No matter where we are or where we go, we can always rely on one companion that will follow us and be there: plastic. It’s the first thing we hold in the morning when taking our phones to turn off the alarm. We find it in our bathrooms but often forget that, when brushing our teeth or using shampoo bottles, we’re holding plastic in our hands. We might even sit across it when having breakfast at the dining table covered with a transparent plastic cloth. We touch it when pushing the power button of the remote control to turn on the TV. We fill it with water and carry it in our bags, in case we get thirsty, before we step outside, only to find more of it.
Let’s face it. We are literally surrounded by plastic.
It seems impossible to imagine our lives without this synthetic material. This chemical compound, which is often obtained from fossil fuels, has revolutionized human lives both at the individual and societal level. According to PlasticsEurope, over 1.5 million people are employed in the European plastic industry (European Union including Switzerland and Norway), involving almost 60,000 companies. Apart from its impact on the labor market and economic growth, plastic has made packaging, transportation, and construction more efficient than ever. Due to its versatility, plastic has also become an essential material in various sectors, including the electronics industry and the medical field.

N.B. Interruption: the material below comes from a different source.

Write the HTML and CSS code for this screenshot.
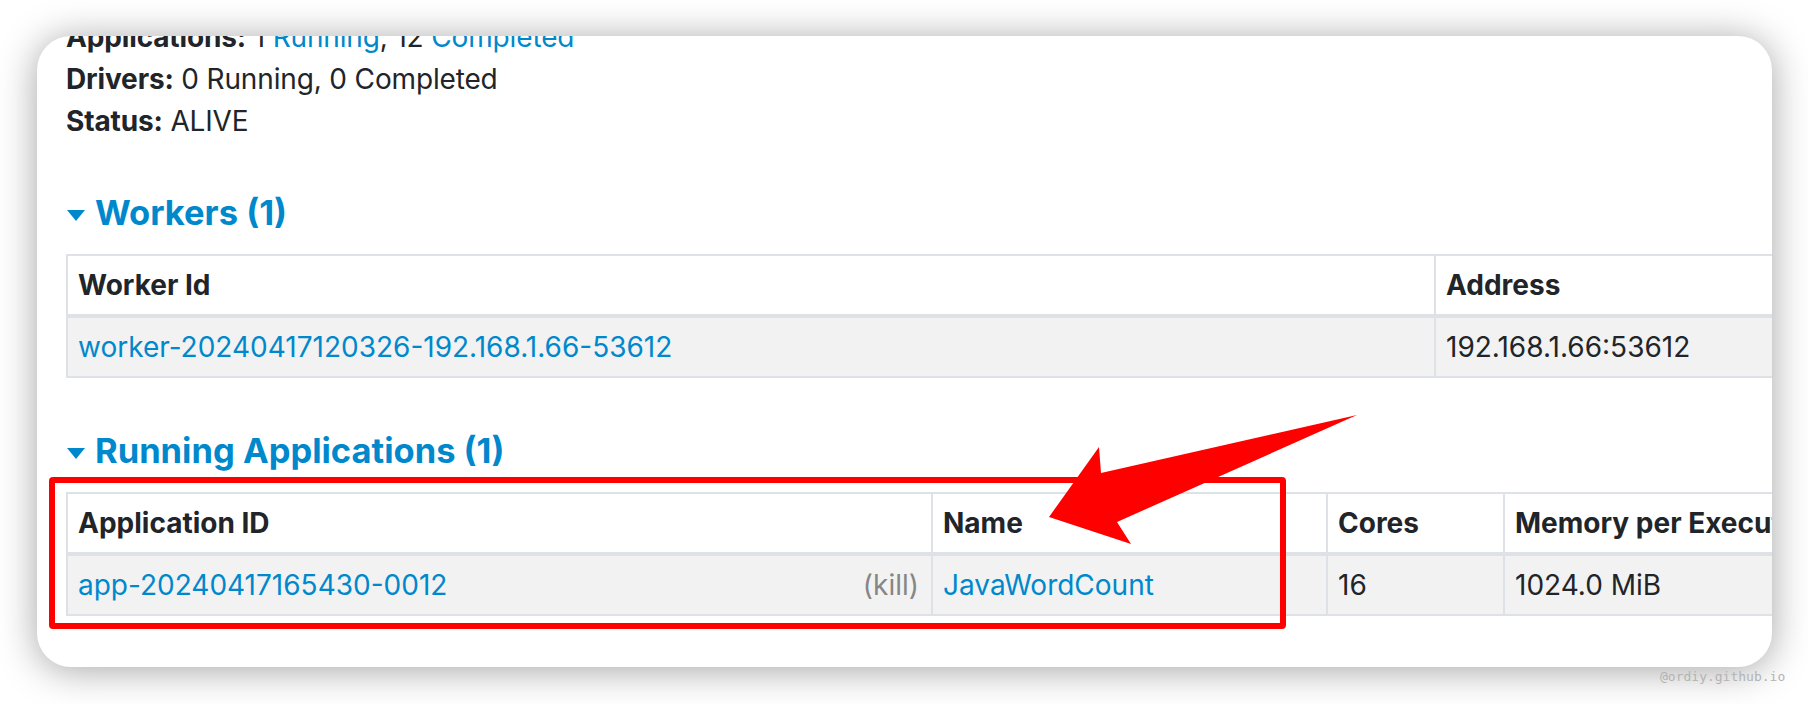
FILE: index.html
```html
<!DOCTYPE html>
<html>
<head>
<meta charset="utf-8">
<link rel="stylesheet" href="styles.css">
</head>
<body>
<div class="card">
  <div class="content">
    <ul class="summary">
      <li><strong>Applications:</strong> 1 <a href="#running-app">Running</a>, 12 <a href="#completed-app">Completed</a></li>
      <li><strong>Drivers:</strong> 0 Running, 0 Completed</li>
      <li><strong>Status:</strong> ALIVE</li>
    </ul>

    <h4 class="section-title"><span class="arrow-open"></span><a href="#workers">Workers (1)</a></h4>
    <table class="data-table">
      <colgroup><col class="w-worker"><col class="w-address"><col class="w-rest"></colgroup>
      <thead>
        <tr><th>Worker Id</th><th>Address</th><th>State</th></tr>
      </thead>
      <tbody>
        <tr><td><a href="#w">worker-20240417120326-192.168.1.66-53612</a></td><td>192.168.1.66:53612</td><td>ALIVE</td></tr>
      </tbody>
    </table>

    <h4 class="section-title second"><span class="arrow-open"></span><a href="#running-app">Running Applications (1)</a></h4>
    <table class="data-table">
      <colgroup><col class="w-appid"><col class="w-name"><col class="w-cores"><col class="w-mem"></colgroup>
      <thead>
        <tr><th>Application ID</th><th>Name</th><th>Cores</th><th>Memory per Executor</th></tr>
      </thead>
      <tbody>
        <tr><td><a class="kill-link" href="#kill">(kill)</a><a href="#app">app-20240417165430-0012</a></td><td><a href="#app">JavaWordCount</a></td><td>16</td><td>1024.0 MiB</td></tr>
      </tbody>
    </table>
  </div>
  <div class="highlight-box"></div>
</div>

<svg class="annotation-arrow" width="1808" height="704" viewBox="0 0 1808 704" xmlns="http://www.w3.org/2000/svg">
  <polygon points="1357,415 1101,473 1099,447 1049,517 1131,544 1117,522" fill="#ff0000"/>
</svg>

<div class="watermark">@ordiy.github.io</div>
</body>
</html>
```

FILE: styles.css
```css
html, body {
  margin: 0;
  padding: 0;
}

body {
  position: relative;
  width: 1808px;
  height: 704px;
  overflow: hidden;
  background: #ffffff;
  box-sizing: border-box;
  padding: 36px 0 0 37px;
  font-family: "Inter", "Noto Sans", sans-serif;
  color: #212529;
}

a {
  color: #0088cc;
  text-decoration: none;
}

.card {
  position: relative;
  width: 1735px;
  height: 631px;
  background: #ffffff;
  border-radius: 34px;
  box-shadow: 0 3px 38px rgba(0, 0, 0, 0.36);
  overflow: hidden;
}

.content {
  margin-top: -20px;
  padding-left: 29px;
}

.summary {
  list-style: none;
  margin: 0;
  padding: 0;
  font-size: 28px;
  line-height: 42px;
  letter-spacing: -0.15px;
}

.summary strong {
  font-weight: 700;
}

.section-title {
  display: flex;
  align-items: center;
  gap: 10px;
  margin: 51px 0 21px 1px;
  font-size: 34.5px;
  line-height: 40px;
  font-weight: 700;
  white-space: nowrap;
}

.section-title.second {
  margin-top: 53px;
}

.arrow-open {
  width: 0;
  height: 0;
  margin-top: 5px;
  border-left: 9.5px solid transparent;
  border-right: 9.5px solid transparent;
  border-top: 11px solid #0088cc;
}

.data-table {
  border-collapse: separate;
  border-spacing: 0;
  table-layout: fixed;
  width: 2600px;
  border-top: 2px solid #dee2e6;
  border-left: 2px solid #dee2e6;
  font-size: 28px;
  line-height: 42px;
}

.data-table th,
.data-table td {
  box-sizing: border-box;
  padding: 8px 12px 8px 10px;
  text-align: left;
  white-space: nowrap;
  overflow: hidden;
  border-right: 2px solid #dee2e6;
  border-bottom: 2px solid #dee2e6;
}

.data-table th {
  font-weight: 700;
  background: #ffffff;
  border-bottom-width: 4px;
}

.data-table td {
  background: #f2f2f2;
}

.w-worker { width: 1368px; }
.w-address { width: 500px; }
.w-rest { width: 730px; }

.w-appid { width: 865px; }
.w-name { width: 395px; }
.w-cores { width: 177px; }
.w-mem { width: 1161px; }

.kill-link {
  float: right;
  color: #868686;
}

.highlight-box {
  position: absolute;
  left: 12px;
  top: 441px;
  width: 1237px;
  height: 152px;
  box-sizing: border-box;
  border: 6px solid #ff0000;
  border-radius: 4px;
  pointer-events: none;
}

.annotation-arrow {
  position: absolute;
  left: 0;
  top: 0;
  pointer-events: none;
}

.watermark {
  position: absolute;
  left: 1660px;
  top: 668px;
  font-family: "DejaVu Sans Mono", monospace;
  font-size: 13px;
  line-height: 18px;
  color: #b3b3b3;
}
```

However, despite its advantages, plastic has tremendous effects on the environment and our health. And the reason for that is its durability. It can take up to hundreds of years for certain plastic materials to degenerate. What is left is a huge pile of plastic waste which is recycled, used for energy recovery, or found in the landfill. Or worse, it ends up in the ocean where its particles are absorbed by marine life, and eventually, by us human beings. In fact, out of 300 million tons of plastic that are produced yearly, 8 million tons are dumped into the oceans, resulting in massive plastic islands, according to Plastic Oceans.
And it’s not going to get any better. A recent study by Lebreton et al. (2018) shows “that ocean plastic pollution within the GPGP [Great Pacific Garbage Patch] is increasing exponentially and at a faster rate than in surrounding waters”. The Garbage Patch, amounting to 1.6 million square kilometers, which is three times the size of France, should now get even bigger?
Maybe not. A group of scientists has discovered a new enzyme that can eat plastic. While analyzing an already existent enzyme that was first found in Japan, the researchers found a way to improve it and create a better version. Now, this new enzyme is capable of eating polyethylene terephtalate, also known as PET, as well as PEF, a bio-based plastic. However, before this enzyme will be used at large scale, it will take further research to ensure no unforeseen consequences. In the meantime, it is up to us to decrease our plastic use for a better, sustainable environment and for a healthier life.
Lebreton, Laurent CM; Slat, Boyan; Ferrari, Francesco; Sainte-Rose, Bruno; Aitken, Jen; Marthouse, Bob; Hajbane, Sara; Cunsolo, Serena; Schwarz, Anna; Levivier, Aurore; Noble, Kim; Debeljak, Pavla; Maral, Hanna; Schoeneich-Argent, Rosanna; Brambini, Roberto; Reisser, Julia. 2018. “Evidence that the Great Pacific Garbage Patch is rapidly accumulating plastic”. Scientific Reports 8, 1-15.